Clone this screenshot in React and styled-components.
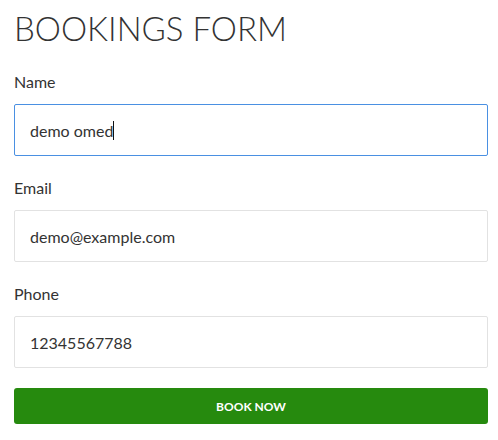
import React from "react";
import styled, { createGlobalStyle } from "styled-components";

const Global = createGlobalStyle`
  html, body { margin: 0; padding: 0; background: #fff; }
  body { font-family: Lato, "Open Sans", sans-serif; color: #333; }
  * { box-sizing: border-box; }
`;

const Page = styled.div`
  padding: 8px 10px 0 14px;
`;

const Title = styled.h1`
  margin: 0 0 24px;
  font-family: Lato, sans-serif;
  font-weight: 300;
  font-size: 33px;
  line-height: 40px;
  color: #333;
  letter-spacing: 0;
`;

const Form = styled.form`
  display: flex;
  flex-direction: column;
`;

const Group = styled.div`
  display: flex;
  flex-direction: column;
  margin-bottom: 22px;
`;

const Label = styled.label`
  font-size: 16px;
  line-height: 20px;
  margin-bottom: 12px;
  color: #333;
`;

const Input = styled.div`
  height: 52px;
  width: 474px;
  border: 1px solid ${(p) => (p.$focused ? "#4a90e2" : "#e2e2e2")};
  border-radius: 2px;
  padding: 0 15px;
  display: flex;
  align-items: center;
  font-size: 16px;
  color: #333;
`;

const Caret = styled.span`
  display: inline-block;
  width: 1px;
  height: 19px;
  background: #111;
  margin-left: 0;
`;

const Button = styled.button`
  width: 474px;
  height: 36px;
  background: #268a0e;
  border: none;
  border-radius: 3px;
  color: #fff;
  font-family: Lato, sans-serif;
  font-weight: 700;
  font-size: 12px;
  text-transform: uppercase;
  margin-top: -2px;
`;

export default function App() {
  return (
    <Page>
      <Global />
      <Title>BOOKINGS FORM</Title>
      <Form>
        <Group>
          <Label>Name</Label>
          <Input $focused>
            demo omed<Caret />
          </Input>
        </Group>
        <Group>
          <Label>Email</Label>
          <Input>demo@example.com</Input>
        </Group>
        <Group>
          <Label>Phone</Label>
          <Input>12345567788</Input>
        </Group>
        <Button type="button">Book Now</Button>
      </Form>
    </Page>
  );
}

*TASK DETAILS*: From the data above, copy out every line with the string "React" in it.

*REPLY TO THE TASK*:
Clone this screenshot in React and styled-components.
import React from "react";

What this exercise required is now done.